Before we discuss the future prospects of GameFi, we have to acknowledge the challenges currently faced in the GameFi sector. For anyone involved in crypto, it won’t come as a surprise to find out that the public perception of GameFi is not great – hostile even. And a good amount of that negativity is not without merit.

Public Image Issues

The biggest challenge by far will be to convince traditional gamers of the underlying true value of NFTs. Not for their perceived and oft-reported highly speculative value, but for their digital scarcity, provable ownership, security and programmability that enables in-game assets to be used far beyond their main purposes.

The 2021 NFT Cambrian explosion led to an immense crypto adoption and made a lot of people wealthy. But it also left some pretty big scars after the market cooled down; countless stories of project rug pulls by anonymous operators and celebrities, and NFT newcomers getting scammed are still circulating the news. 

Mainstream gamers still need to be convinced that the web3 space can tackle the challenge of building a self-sustaining game economy. One that gives the players a chance to decide whether they want to play the game for free and for fun, or whether to take it to the next level and earn an income from it.

Free-to-Play – Adjusting Course for the Better

To draw inspiration for how to structure and monetize a game, the web3 gaming industry need not look further for its most ideal strategy than the one that’s been right in front of their eyes for more than a decade – Free-to-Play. Countless titles, such as Candy Crush, Farmville, Roblox, Pokemon GO, League of Legends and many more, have proven to the world that free-to-play games can be highly lucrative without setting up paywalls for their users, sometimes even more so than paywalled games.

The F2P mechanism flips P2E on its head – instead of letting whales hoard all of the in-game assets and generate passive income, F2P games let them bring in 80% of the revenues through Pay-to-Win (P2W), which allows players to pay for in-game advantages.

These P2W features are typically low-cost small advantage boosts such as resource packs, gacha characters, healing boosters and more. But in the aggregate, these small payments compound into enormous profits for the game.

It works for everyone – most players get to play the game for free, big players get to accelerate their in-game success, and the game itself generates more revenue than it knows what to do with.

And this realization is one of the reasons why more and more investments are flowing into GameFi. Though it had a rocky start, the value proposition of NFT-based games is clear – every single aspect of traditional F2P games is made simpler and safer. In addition, every in-game NFT asset can be added to a highly liquid global market of all NFT assets, offering ways to trade NFTs from different games, as well as build in utility for them in order to grant unique capabilities, access rights, invites and more. And if that’s not enough, on-chain data also shows a clear trend – gaming activity currently accounts for 52% of all Unique Active Wallets (UAW), a 232% increase from last year. The numbers speak for themselves — the opportunity offered by blockchain gaming is immense, and investors are paying attention.

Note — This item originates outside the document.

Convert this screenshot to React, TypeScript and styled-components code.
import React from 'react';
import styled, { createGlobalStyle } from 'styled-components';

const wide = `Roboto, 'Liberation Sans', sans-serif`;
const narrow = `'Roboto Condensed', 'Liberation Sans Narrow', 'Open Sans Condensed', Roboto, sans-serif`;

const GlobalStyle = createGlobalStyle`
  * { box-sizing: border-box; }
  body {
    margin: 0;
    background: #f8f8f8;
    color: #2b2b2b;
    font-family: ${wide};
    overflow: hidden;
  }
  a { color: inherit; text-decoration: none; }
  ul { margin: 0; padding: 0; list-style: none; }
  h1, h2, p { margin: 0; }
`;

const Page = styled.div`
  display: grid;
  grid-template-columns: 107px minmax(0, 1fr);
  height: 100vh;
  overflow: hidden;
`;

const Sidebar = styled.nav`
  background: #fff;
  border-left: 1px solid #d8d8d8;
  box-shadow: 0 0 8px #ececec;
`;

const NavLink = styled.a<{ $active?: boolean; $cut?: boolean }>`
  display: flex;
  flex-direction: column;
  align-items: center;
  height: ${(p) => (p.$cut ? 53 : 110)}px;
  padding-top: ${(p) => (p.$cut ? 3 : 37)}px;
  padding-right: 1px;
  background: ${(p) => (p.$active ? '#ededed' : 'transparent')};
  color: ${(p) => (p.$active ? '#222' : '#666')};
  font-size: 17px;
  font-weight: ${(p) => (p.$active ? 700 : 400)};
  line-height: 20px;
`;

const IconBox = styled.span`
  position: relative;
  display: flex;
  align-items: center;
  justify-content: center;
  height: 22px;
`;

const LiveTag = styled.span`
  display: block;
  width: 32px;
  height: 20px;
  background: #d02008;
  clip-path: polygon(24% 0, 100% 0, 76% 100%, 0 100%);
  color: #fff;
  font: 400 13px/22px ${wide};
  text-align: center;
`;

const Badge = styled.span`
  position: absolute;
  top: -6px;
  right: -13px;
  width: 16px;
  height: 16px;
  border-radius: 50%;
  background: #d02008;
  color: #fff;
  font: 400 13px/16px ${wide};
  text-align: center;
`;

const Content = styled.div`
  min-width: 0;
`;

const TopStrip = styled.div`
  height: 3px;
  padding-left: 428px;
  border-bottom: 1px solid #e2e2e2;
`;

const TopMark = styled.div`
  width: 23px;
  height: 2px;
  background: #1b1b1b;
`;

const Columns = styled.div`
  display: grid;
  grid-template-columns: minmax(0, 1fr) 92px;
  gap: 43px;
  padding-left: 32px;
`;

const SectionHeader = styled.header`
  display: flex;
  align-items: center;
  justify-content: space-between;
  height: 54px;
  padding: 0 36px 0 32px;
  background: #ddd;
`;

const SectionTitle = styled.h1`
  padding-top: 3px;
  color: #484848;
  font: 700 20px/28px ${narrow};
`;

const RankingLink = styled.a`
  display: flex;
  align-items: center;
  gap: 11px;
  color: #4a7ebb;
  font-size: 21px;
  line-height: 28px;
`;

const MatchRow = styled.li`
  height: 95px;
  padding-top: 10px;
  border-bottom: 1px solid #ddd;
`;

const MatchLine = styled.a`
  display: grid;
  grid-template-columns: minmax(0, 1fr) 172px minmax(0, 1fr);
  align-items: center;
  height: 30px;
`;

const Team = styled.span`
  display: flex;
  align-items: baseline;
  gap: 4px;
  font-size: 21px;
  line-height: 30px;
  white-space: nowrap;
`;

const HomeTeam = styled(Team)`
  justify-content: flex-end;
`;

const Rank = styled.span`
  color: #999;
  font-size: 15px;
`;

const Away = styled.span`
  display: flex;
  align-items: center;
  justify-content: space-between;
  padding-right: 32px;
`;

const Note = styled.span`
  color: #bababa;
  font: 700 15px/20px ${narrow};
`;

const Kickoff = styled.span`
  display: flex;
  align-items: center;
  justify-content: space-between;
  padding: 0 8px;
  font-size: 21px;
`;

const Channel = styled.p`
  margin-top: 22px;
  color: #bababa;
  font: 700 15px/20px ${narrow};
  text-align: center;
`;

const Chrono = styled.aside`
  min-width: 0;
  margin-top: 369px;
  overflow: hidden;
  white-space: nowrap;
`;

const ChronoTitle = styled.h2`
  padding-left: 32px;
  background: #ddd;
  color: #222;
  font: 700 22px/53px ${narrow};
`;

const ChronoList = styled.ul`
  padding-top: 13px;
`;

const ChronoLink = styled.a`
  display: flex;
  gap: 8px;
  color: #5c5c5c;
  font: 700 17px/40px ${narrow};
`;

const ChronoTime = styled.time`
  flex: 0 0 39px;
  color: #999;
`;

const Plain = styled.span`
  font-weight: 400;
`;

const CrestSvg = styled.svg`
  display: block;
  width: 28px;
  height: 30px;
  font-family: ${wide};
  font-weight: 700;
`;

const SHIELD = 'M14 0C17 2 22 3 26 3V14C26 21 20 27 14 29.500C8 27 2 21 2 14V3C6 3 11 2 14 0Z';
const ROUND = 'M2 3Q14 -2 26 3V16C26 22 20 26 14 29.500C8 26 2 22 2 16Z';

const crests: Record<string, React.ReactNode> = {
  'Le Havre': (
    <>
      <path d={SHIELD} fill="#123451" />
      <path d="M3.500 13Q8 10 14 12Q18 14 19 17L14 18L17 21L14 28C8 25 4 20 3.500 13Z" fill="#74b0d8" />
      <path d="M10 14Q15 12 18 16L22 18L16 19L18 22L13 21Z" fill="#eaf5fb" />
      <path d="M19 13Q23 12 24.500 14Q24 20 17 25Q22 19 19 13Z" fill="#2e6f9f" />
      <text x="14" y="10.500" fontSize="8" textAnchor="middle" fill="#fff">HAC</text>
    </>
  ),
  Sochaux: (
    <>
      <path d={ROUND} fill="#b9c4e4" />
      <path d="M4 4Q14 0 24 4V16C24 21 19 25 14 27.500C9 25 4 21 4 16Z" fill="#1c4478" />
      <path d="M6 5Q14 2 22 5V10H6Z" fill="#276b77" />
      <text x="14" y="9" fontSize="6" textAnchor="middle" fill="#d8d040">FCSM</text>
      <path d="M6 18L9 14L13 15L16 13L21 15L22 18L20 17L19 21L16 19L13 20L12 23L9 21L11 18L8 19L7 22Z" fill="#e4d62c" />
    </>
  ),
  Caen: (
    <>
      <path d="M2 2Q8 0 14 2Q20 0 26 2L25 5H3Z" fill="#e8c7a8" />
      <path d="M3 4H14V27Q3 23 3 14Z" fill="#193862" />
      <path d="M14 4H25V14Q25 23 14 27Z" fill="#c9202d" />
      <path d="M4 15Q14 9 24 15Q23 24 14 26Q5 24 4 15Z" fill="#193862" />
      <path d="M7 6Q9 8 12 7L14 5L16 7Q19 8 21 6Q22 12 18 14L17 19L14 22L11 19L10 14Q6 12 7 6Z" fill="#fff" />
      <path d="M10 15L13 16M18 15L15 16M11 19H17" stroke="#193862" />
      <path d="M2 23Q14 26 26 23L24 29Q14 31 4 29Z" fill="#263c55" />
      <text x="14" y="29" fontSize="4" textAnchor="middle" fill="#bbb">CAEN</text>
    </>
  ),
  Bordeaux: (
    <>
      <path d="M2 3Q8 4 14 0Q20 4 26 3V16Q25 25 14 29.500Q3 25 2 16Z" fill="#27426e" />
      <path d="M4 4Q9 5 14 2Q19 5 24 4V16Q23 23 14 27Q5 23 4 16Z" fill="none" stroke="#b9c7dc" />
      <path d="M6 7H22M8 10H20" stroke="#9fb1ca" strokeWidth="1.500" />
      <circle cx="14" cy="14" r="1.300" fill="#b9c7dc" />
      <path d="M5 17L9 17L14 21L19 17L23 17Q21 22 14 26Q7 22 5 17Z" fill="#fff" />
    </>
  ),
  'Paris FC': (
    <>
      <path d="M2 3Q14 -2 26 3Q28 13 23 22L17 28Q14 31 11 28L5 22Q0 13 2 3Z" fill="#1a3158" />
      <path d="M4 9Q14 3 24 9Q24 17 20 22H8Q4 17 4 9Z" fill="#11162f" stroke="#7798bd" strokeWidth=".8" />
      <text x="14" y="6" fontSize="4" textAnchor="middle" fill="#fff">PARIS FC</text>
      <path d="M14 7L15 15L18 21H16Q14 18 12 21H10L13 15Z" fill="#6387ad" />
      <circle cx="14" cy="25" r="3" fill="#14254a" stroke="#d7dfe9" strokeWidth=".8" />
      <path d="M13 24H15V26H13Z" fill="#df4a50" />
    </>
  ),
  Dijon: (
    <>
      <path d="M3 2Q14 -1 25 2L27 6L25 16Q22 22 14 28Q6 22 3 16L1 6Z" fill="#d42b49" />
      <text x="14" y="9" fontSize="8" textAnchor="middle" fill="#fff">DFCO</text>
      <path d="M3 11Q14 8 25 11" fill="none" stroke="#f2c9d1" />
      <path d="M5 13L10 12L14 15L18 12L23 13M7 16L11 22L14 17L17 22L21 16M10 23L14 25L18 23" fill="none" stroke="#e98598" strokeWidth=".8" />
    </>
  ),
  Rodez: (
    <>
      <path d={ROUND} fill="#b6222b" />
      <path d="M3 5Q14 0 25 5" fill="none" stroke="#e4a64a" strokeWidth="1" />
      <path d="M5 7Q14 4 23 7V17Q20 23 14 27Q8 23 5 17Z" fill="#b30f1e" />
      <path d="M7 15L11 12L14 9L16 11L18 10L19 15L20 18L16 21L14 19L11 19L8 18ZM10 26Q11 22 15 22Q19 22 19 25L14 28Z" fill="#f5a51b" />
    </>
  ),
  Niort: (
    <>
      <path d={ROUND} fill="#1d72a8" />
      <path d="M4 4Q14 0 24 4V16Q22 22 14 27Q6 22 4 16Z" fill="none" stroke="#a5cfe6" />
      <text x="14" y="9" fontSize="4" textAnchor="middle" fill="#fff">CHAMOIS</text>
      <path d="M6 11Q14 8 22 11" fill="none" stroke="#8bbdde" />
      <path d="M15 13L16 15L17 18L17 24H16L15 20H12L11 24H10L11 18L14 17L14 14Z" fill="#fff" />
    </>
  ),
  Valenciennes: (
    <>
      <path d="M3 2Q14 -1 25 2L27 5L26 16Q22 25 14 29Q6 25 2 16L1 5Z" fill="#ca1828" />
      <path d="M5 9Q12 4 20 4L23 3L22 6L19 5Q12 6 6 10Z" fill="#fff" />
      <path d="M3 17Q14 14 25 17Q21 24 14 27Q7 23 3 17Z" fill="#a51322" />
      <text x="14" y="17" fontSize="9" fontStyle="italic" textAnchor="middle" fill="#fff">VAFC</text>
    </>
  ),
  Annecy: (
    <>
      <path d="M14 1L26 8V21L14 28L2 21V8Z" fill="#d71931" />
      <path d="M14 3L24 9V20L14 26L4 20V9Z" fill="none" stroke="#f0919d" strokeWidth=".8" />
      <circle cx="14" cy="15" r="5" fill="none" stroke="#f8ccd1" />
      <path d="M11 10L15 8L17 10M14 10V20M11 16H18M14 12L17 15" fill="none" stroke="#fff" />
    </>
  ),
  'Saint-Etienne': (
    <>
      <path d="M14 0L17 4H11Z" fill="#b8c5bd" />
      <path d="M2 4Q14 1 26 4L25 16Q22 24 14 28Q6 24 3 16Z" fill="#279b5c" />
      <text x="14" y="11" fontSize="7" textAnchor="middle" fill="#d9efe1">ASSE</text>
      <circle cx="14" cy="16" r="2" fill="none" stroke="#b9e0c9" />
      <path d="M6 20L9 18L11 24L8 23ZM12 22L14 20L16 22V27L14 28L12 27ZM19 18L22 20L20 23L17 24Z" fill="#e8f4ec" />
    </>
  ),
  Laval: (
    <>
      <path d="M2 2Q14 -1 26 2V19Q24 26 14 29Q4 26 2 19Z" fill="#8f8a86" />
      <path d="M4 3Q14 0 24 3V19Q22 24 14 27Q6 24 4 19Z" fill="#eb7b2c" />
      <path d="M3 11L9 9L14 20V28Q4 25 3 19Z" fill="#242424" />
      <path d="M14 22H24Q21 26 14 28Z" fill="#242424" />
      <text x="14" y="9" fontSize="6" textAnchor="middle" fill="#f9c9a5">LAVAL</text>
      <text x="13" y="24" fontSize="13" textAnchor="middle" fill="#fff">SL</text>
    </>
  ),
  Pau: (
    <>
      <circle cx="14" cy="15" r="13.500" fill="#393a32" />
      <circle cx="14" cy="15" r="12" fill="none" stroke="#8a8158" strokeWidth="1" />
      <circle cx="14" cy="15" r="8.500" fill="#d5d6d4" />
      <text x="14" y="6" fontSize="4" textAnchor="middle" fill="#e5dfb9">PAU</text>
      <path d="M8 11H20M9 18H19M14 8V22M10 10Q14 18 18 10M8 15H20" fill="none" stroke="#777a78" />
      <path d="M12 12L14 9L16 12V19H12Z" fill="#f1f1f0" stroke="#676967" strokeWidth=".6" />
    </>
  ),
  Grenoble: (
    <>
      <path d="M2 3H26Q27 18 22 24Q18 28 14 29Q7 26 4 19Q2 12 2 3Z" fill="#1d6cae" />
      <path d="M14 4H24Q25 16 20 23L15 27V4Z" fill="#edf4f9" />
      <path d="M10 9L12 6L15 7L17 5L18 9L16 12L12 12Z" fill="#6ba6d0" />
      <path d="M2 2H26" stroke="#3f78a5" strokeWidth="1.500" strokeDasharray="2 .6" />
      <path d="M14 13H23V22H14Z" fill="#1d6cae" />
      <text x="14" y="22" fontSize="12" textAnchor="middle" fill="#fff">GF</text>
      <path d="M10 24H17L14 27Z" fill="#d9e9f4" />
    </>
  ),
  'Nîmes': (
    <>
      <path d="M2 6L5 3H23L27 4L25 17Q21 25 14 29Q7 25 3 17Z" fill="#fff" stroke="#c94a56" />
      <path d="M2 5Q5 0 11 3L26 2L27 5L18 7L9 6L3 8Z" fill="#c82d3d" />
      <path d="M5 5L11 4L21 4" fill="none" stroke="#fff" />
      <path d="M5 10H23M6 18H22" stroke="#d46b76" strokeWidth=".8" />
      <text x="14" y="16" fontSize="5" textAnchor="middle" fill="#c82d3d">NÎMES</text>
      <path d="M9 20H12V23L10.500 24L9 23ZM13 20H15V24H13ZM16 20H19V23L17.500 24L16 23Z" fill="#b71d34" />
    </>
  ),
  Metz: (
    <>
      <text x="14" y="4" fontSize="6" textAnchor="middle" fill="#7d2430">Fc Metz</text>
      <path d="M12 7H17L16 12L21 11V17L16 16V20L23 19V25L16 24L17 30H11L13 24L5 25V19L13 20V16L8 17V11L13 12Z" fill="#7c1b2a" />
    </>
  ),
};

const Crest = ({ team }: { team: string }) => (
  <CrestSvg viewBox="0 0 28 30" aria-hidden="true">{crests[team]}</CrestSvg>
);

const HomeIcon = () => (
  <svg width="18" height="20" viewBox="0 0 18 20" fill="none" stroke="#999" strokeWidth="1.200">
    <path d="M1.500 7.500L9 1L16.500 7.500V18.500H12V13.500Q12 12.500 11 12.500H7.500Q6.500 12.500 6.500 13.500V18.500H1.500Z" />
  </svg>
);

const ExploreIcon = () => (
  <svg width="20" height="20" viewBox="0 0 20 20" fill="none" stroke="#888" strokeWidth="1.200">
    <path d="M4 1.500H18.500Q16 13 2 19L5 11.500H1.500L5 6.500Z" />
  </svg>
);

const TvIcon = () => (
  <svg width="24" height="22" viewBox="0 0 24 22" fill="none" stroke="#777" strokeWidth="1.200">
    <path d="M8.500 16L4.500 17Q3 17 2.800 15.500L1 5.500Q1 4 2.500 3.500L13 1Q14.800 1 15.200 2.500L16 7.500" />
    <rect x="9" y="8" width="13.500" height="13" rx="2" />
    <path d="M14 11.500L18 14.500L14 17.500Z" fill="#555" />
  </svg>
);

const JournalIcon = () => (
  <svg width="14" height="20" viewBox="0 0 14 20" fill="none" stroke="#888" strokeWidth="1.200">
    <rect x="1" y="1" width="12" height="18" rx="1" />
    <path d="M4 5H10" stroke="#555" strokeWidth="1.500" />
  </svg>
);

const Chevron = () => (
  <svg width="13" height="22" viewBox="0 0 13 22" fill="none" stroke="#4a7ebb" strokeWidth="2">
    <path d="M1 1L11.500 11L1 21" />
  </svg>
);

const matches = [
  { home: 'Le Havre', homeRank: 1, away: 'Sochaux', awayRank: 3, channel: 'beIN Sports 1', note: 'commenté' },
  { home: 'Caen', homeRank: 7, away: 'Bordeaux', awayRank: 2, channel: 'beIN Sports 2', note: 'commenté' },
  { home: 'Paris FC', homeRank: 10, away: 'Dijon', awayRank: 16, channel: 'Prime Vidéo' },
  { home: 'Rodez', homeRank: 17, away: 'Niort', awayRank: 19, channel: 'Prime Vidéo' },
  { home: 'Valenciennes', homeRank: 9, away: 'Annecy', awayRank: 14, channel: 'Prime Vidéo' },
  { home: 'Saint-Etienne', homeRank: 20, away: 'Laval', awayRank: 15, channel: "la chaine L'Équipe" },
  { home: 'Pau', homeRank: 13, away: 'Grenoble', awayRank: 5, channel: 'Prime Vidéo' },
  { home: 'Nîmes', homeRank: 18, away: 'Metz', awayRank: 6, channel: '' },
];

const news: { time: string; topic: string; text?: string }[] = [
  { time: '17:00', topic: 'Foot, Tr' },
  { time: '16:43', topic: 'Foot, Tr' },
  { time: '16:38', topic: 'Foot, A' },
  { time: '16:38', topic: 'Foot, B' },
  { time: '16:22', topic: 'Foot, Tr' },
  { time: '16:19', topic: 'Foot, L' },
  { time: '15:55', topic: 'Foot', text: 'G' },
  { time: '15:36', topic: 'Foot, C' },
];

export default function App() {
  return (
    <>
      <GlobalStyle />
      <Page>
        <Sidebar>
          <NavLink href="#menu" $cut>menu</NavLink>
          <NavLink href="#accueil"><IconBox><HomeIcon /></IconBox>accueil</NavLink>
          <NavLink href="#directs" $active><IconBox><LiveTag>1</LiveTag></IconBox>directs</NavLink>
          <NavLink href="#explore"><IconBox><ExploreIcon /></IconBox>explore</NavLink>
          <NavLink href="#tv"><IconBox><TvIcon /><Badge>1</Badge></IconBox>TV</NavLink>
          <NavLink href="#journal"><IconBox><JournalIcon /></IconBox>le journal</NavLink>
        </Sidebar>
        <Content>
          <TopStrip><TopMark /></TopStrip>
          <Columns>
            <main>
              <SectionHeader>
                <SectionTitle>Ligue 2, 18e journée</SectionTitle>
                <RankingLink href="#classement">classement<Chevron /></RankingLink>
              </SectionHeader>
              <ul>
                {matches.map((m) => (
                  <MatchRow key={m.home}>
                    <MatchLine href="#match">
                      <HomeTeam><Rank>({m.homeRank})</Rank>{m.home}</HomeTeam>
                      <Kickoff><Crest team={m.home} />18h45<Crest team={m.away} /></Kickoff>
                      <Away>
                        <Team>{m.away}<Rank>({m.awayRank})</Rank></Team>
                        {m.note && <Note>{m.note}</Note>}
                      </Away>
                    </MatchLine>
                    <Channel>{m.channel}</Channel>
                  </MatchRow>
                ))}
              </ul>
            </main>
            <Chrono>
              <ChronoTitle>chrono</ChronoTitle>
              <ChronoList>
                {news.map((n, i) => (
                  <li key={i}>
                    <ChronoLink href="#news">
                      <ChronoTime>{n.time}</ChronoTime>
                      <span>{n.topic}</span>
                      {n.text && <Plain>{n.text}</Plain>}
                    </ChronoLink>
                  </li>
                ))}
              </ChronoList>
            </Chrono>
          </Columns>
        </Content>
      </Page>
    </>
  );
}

The Path Forward for GameFi – Keeping It Simple

In the past years, the approach taken by many blockchain game projects has been to advertise their games to crypto-natives, typically with the express aim of offering earning opportunities for players. As a result, we’ve mostly gotten games of subpar quality that have served players mainly as profit extraction vehicles with limited long-term sustainability, especially during bear markets when hype and liquidity are low.

This may not be the end of the GameFi sector just yet, however. The newer form of web3 gaming has started to practice patience, build a great, addictive game, and quietly build all of the exciting and innovative web3 features into the backend of the game without making too much fuss about it.

The industry is steering away from P2E, embracing Free-to-Play with Pay-to-Win as a sustainable means of monetization.

Attracting talent from traditional gaming and finally forcing large game studios to build blockchain tech into their backends are all crucial pathways to making a blockchain-based gaming future a reality.

However, these great leaps will not happen out of thin air — a lot of capital will need to be deployed over many years.

Luckily, companies such as Immutable X, the NFT-gaming optimized Ethereum L2 startup, have launched a $500 million development fund to invest in GameFi. Solana Ventures has also amassed a $100 million fund to invest in GameFi and DeFi targeting South Korea. And they’re not alone. More than $10 billion is expected to flow into GameFi this year alone. 

The amount of capital invested perfectly demonstrates the potential these firms see in the upcoming, more improved version of GameFi.

With this amount of capital, and GameFi’s tendency to revamp, improve and further develop its new generation of play-to-earn games, it’s a matter of when, not if, blockchain gaming will become the norm in the future.